The Royal Treatment: Saturday (October 16), 6-9pm, Waiola Church Grounds, Lahaina $35 Advance/$15 Keiki (free for 5yrs. and younger)
Did you see that silver screen atrocity, Princess Ka’iulani?* Throw all that sad misconception out the window for good, and immerse yourself in a community celebration of the princess’s real story, among people who still—more than a century after her passing—rejoice in Ka’iulani’s intellect, beauty and most importantly, her symbolism. As the last princess of the Kingdom of Hawaii, she represents not only the former glory of the Hawaiian monarchy and tragedy of the overthrow, but is a historic character worthy of aspiration. She was a compassionate Renaissance woman who triumphed in academia, athletics and art, and who took bold political action despite her tender age. of 23 when she died. To honor her 135th birthday, the Royal Order of Kamehameha is preparing a feast of, well, royal proportions, for attendees of the Lu’au O Ka’iulani to dine upon, augmented by the music of falsetto hero Richard Ho’opi’i. Ahead of a stage show depicting the life and times of Ka’iulani, a Hawaiian protocol ceremony with the Royal Order of Kamehameha, Hawaii Royal Order of Guards and the Royal Hawaiian Guard (following dinner), is sure to be as true to turn of the 20th century Hawaii as can be had in modern times. Other cultural treats include performances by Halau ‘O Keaunui ‘O Maui, Ehulani Kane, Wilmont Kamaunu Kahaiali’i and more. 264-6621; thekaiulaniproject.com
* What am I so pissed off about? Read about it HERE. My pain, in excerpt form:
“Princess Ka’iulani has many fatal flaws. But the biggest disservice it does is sidelining the monarch’s role in Hawaii’s overthrow for a soulless smooch fest—relegating our most enigmatic royal to a too-proud priss who engages in nothing but 130 minutes of B-roll barf.
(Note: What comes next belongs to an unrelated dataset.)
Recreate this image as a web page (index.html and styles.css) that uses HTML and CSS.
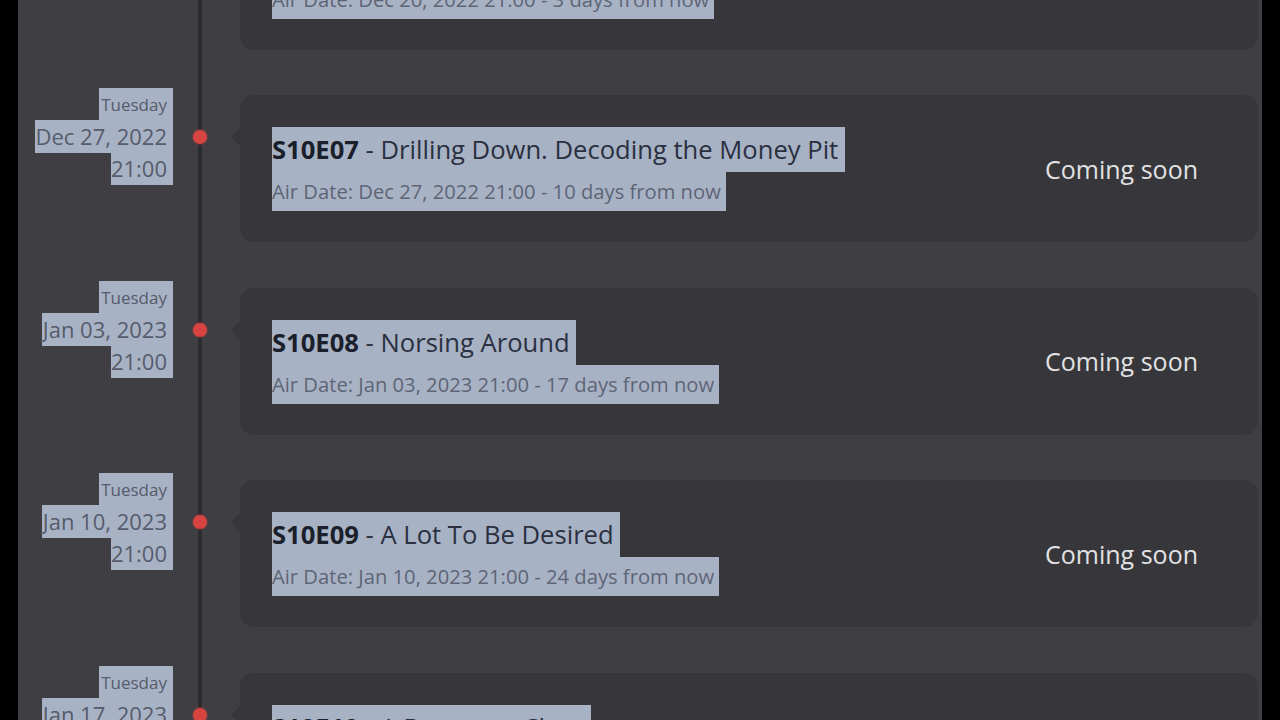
FILE: index.html
```html
<!DOCTYPE html>
<html>
<head>
<meta charset="utf-8">
<link rel="stylesheet" href="styles.css">
</head>
<body>
<div class="page">
  <div class="list">
    <div class="row">
      <div class="when">
        <span class="hl day">Tuesday</span>
        <span class="hl date">Dec 20, 2022</span>
        <span class="hl time">21:00</span>
      </div>
      <div class="axis"><span class="dot"></span></div>
      <div class="card">
        <div class="info">
          <div class="hl title"><b>S10E06</b> - The Dust Settles </div>
          <div class="hl air">Air Date: Dec 20, 2022 21:00 - 3 days from now</div>
        </div>
        <div class="status">Coming soon</div>
      </div>
    </div>
    <div class="row">
      <div class="when">
        <span class="hl day">Tuesday</span>
        <span class="hl date">Dec 27, 2022</span>
        <span class="hl time">21:00</span>
      </div>
      <div class="axis"><span class="dot"></span></div>
      <div class="card">
        <div class="info">
          <div class="hl title"><b>S10E07</b> - Drilling Down. Decoding the Money Pit </div>
          <div class="hl air">Air Date: Dec 27, 2022 21:00 - 10 days from now</div>
        </div>
        <div class="status">Coming soon</div>
      </div>
    </div>
    <div class="row">
      <div class="when">
        <span class="hl day">Tuesday</span>
        <span class="hl date">Jan 03, 2023</span>
        <span class="hl time">21:00</span>
      </div>
      <div class="axis"><span class="dot"></span></div>
      <div class="card">
        <div class="info">
          <div class="hl title"><b>S10E08</b> - Norsing Around </div>
          <div class="hl air">Air Date: Jan 03, 2023 21:00 - 17 days from now</div>
        </div>
        <div class="status">Coming soon</div>
      </div>
    </div>
    <div class="row">
      <div class="when">
        <span class="hl day">Tuesday</span>
        <span class="hl date">Jan 10, 2023</span>
        <span class="hl time">21:00</span>
      </div>
      <div class="axis"><span class="dot"></span></div>
      <div class="card">
        <div class="info">
          <div class="hl title"><b>S10E09</b> - A Lot To Be Desired </div>
          <div class="hl air">Air Date: Jan 10, 2023 21:00 - 24 days from now</div>
        </div>
        <div class="status">Coming soon</div>
      </div>
    </div>
    <div class="row">
      <div class="when">
        <span class="hl day">Tuesday</span>
        <span class="hl date">Jan 17, 2023</span>
        <span class="hl time">21:00</span>
      </div>
      <div class="axis"><span class="dot"></span></div>
      <div class="card">
        <div class="info">
          <div class="hl title"><b>S10E10</b> - A Dream to Clear </div>
          <div class="hl air">Air Date: Jan 17, 2023 21:00 - 31 days from now</div>
        </div>
        <div class="status">Coming soon</div>
      </div>
    </div>
  </div>
</div>
</body>
</html>
```

FILE: styles.css
```css
html, body {
  margin: 0;
  padding: 0;
  background: #000;
}
body {
  font-family: "Open Sans", "Noto Sans", sans-serif;
  width: 1280px;
  height: 720px;
  overflow: hidden;
}
.page {
  margin: 0 18px;
  height: 720px;
  overflow: hidden;
  background: #3f3e43;
  padding-right: 4px;
}
.list {
  margin-top: -97.5px;
}
.row {
  display: grid;
  grid-template-columns: 152px 54px 1fr;
  padding-left: 3px;
}
.when {
  display: flex;
  flex-direction: column;
  align-items: flex-end;
  margin-top: -7px;
}
.hl {
  background: #a8b2c5;
}
.when .hl {
  display: block;
  padding-right: 6px;
  color: #565c6b;
}
.day {
  font-size: 17px;
  height: 32px;
  line-height: 34px;
  padding-left: 2px;
}
.date {
  font-size: 22px;
  height: 33px;
  line-height: 33px;
  padding-left: 1px;
}
.time {
  font-size: 22px;
  height: 32px;
  line-height: 31px;
}
.axis {
  display: flex;
  justify-content: center;
  align-items: flex-start;
  background: linear-gradient(#2b2a2f, #2b2a2f) center / 4px 100% no-repeat;
}
.dot {
  width: 14px;
  height: 14px;
  margin-top: 35px;
  border-radius: 50%;
  background: #d8443f;
  box-shadow: 0 0 3px rgba(216, 68, 63, 0.6);
}
.card {
  position: relative;
  height: 147px;
  margin: 0 0 45.5px 13px;
  box-sizing: border-box;
  background: #37363b;
  border-radius: 14px;
  padding: 32px 60px 0 32px;
  display: flex;
  justify-content: space-between;
}
.card::before {
  content: "";
  position: absolute;
  left: -9px;
  top: 33px;
  border-style: solid;
  border-width: 9px 9px 9px 0;
  border-color: transparent #37363b transparent transparent;
}
.info {
  display: flex;
  flex-direction: column;
  align-items: flex-start;
}
.title {
  font-size: 25.6px;
  height: 45px;
  line-height: 45px;
  color: #2a3040;
  white-space: pre;
}
.title b {
  font-weight: 700;
  color: #1b1f2b;
}
.air {
  font-size: 20.2px;
  height: 39px;
  line-height: 39px;
  color: #5e6575;
  padding-right: 5px;
}
.status {
  align-self: center;
  margin-top: -32px;
  font-size: 25px;
  color: #e2e2e4;
}
```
(W)ith first-time writer/director Marc Forby at the helm of Princess Ka’iulani, the legacy of Hawaii’s last princess—and the overthrow at large—is not afforded even the glitz of a big-budget production. Shortcomings boil down to a lid-heavy pace, while Ka’iulani’s real story and the rapid-fire timeline of Hawaii’s overthrow should be the stuff of silver-screen gold.
Scarier still, this is the kind of crap you’ll soon find buried in a $5 DVD bin at a Walmart in the Midwest, forever warping unsuspecting minds.”
CLICK HERE for a story I wrote** about Ka’iulani (near her birthday) last year. I think I gave captain Jacob Shafer 3,000 words or more, but we had space for just a itty bitty bit.
CLICK HERE for an October 2009 This Week’s Pick about a different Ka’iulani birthday festival, held last year. There’s been a rumor circulating that since the festival usually held Upcountry has been canceled, the one that is being held Lahaina has been canceled, too. Not true. I got a frantic call from event coordinators yesterday, who hoped I hadn’t heard the rumor and nixed the Da Kine Calednar entry. They were pleased to find out that not only am I apparently not tuned into the rumor mill, I’d given the event a Pick.
HASTE MAKES WASTE
** With joy I’d been watching this coral-colored garden snail cross the walkway every morning like clockwork, and climb the wall to the window’s ledge. But on deadline morning, I was in such a rush, I ran hastily across the path and crushed him. Maybe one of the most awful moments of my life. Goodbye, garden friend.
There must be something weird about Ha’iku — or maybe just my yard — because not long after I killed my poor friend, I discovered this weird, red stick bug thing on the dart board. In all my life, I’ve never seen red insects like that anywhere else on the island.